#### TASK REQUIREMENTS
Locate the word "this" in the data below, then copy every line that holds it.

** START RAW DATA **

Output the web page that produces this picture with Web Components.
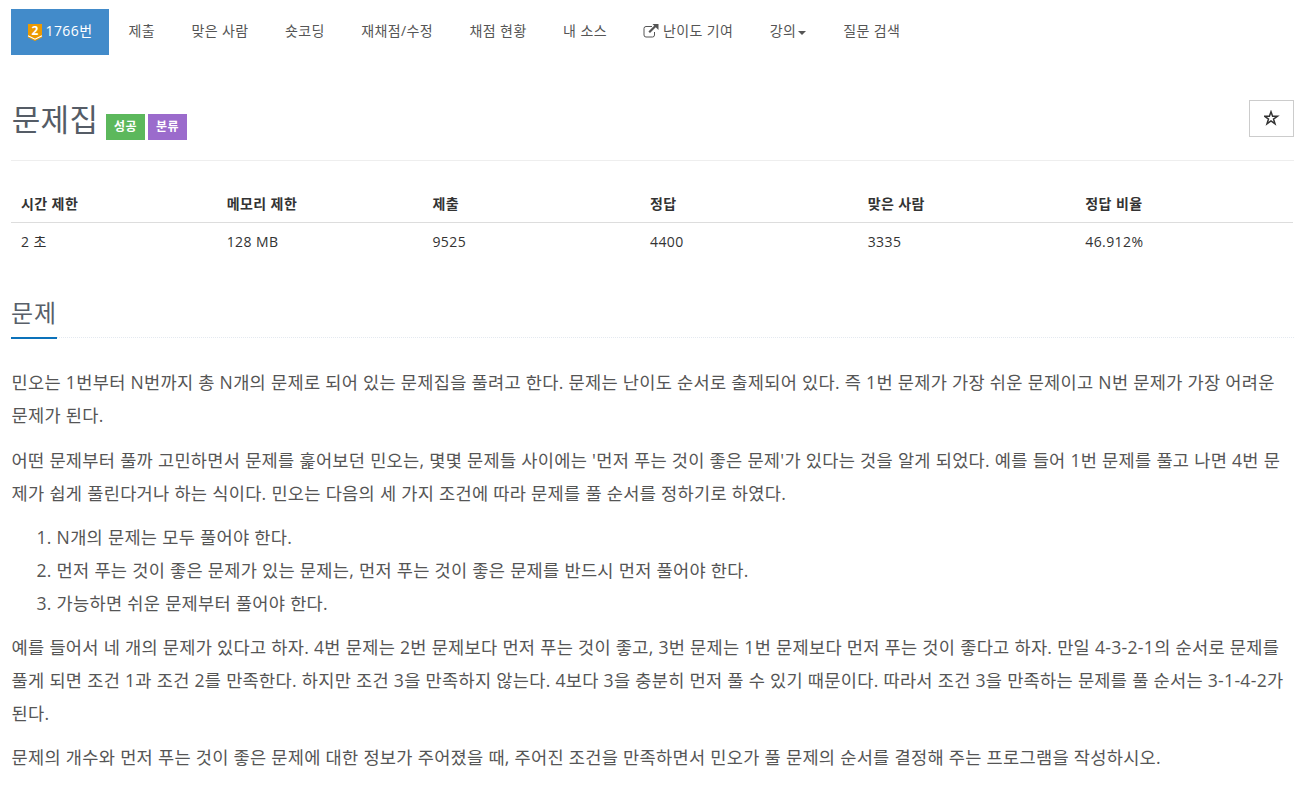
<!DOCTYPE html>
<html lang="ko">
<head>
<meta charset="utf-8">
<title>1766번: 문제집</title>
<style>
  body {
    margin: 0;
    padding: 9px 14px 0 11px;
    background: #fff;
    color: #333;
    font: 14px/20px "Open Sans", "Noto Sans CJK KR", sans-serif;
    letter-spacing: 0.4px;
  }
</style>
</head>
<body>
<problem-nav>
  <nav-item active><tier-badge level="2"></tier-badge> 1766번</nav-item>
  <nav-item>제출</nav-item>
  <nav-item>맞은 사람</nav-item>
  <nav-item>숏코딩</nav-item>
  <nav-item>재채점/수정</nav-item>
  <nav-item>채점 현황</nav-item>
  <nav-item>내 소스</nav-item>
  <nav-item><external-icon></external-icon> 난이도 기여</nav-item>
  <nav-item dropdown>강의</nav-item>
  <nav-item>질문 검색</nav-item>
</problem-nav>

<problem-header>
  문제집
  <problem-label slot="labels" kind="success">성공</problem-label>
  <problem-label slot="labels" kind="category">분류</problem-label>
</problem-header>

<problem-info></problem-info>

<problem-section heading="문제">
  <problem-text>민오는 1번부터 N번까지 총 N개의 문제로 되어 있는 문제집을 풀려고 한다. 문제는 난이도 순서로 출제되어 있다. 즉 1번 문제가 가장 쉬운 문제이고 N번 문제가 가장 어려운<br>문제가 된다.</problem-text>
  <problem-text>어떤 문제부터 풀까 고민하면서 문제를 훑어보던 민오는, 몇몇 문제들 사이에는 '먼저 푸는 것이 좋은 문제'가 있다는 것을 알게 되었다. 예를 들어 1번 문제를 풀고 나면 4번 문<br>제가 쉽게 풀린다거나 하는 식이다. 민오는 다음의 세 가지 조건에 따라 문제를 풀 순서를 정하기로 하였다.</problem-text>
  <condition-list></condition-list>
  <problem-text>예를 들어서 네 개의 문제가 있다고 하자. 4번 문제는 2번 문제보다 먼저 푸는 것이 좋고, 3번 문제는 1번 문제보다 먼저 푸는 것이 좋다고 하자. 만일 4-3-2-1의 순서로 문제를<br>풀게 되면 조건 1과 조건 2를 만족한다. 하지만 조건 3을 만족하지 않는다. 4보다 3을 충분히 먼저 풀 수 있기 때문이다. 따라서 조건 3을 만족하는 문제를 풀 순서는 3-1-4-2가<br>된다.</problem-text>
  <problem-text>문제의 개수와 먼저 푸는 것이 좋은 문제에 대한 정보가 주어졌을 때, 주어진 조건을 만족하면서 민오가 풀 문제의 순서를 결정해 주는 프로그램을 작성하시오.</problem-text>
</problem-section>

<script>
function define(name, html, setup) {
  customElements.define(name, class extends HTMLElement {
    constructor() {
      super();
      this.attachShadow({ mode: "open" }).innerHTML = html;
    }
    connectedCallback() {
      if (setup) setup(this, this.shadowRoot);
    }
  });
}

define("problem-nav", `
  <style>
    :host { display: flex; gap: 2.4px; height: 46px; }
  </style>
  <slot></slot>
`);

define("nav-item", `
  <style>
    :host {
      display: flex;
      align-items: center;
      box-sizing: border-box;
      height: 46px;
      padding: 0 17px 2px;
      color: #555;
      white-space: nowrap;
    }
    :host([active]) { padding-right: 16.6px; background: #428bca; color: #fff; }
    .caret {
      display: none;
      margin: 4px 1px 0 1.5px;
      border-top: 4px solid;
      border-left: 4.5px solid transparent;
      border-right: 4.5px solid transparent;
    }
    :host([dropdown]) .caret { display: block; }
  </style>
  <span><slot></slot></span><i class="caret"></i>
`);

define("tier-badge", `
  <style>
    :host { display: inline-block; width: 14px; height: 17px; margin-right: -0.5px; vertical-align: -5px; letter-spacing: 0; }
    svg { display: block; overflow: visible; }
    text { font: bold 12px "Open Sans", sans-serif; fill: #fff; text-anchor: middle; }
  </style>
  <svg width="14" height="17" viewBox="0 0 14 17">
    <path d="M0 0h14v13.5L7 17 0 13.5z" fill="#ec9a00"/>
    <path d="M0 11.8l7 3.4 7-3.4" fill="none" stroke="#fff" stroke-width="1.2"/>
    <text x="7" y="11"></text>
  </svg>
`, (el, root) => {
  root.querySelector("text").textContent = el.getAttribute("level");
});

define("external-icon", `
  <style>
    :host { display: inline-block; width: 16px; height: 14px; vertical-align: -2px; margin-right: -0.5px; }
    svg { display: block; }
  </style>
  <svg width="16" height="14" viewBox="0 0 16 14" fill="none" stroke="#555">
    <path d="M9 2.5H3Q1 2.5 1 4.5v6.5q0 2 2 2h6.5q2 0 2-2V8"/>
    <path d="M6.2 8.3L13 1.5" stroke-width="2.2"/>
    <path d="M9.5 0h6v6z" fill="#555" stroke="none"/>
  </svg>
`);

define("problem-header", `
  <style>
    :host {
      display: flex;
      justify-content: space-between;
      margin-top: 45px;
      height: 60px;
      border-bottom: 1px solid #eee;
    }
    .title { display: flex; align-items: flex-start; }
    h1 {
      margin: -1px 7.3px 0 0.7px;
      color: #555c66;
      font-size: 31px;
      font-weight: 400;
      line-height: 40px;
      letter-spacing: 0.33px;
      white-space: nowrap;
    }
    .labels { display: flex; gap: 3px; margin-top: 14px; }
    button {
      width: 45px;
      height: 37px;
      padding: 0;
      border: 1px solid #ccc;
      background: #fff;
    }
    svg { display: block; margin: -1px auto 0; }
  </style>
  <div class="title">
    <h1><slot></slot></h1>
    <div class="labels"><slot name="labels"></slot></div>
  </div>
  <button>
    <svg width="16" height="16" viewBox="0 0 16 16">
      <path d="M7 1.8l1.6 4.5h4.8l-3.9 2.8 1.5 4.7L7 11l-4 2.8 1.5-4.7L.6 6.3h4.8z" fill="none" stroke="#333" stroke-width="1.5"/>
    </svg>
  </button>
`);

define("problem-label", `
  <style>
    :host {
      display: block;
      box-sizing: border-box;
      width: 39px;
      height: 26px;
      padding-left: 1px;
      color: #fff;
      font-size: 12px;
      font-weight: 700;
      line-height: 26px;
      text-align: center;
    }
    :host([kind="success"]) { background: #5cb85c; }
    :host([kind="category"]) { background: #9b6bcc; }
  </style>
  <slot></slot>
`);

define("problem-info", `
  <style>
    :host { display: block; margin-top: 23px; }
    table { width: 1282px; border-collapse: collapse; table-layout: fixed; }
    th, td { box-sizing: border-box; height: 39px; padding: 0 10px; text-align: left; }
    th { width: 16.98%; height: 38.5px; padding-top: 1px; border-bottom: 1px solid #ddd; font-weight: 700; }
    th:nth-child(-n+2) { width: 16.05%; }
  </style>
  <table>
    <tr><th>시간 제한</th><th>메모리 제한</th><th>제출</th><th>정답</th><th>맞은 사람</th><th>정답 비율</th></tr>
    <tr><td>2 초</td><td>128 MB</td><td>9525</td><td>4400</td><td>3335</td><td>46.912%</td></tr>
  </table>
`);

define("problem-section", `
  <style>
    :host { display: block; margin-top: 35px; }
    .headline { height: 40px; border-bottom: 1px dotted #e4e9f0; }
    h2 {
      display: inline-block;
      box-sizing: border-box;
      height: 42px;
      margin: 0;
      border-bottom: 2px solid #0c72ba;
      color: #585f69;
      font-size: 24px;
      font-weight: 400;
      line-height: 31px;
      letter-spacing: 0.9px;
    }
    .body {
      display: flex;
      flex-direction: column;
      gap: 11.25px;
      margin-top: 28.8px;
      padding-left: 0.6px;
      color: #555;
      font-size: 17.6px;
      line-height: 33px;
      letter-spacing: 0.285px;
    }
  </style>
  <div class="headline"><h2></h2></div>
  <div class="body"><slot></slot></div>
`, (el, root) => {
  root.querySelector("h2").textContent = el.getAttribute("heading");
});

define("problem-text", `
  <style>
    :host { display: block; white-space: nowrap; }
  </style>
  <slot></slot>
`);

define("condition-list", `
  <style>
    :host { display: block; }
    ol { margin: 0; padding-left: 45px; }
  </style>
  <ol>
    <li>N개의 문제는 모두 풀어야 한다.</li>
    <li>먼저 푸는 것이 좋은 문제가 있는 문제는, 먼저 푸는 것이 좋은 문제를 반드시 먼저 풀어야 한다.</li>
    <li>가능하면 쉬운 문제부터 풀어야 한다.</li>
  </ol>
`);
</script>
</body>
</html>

** END RAW DATA **

#### TASK RESPONSE
Output the web page that produces this picture with Web Components.
      this.attachShadow({ mode: "open" }).innerHTML = html;
      if (setup) setup(this, this.shadowRoot);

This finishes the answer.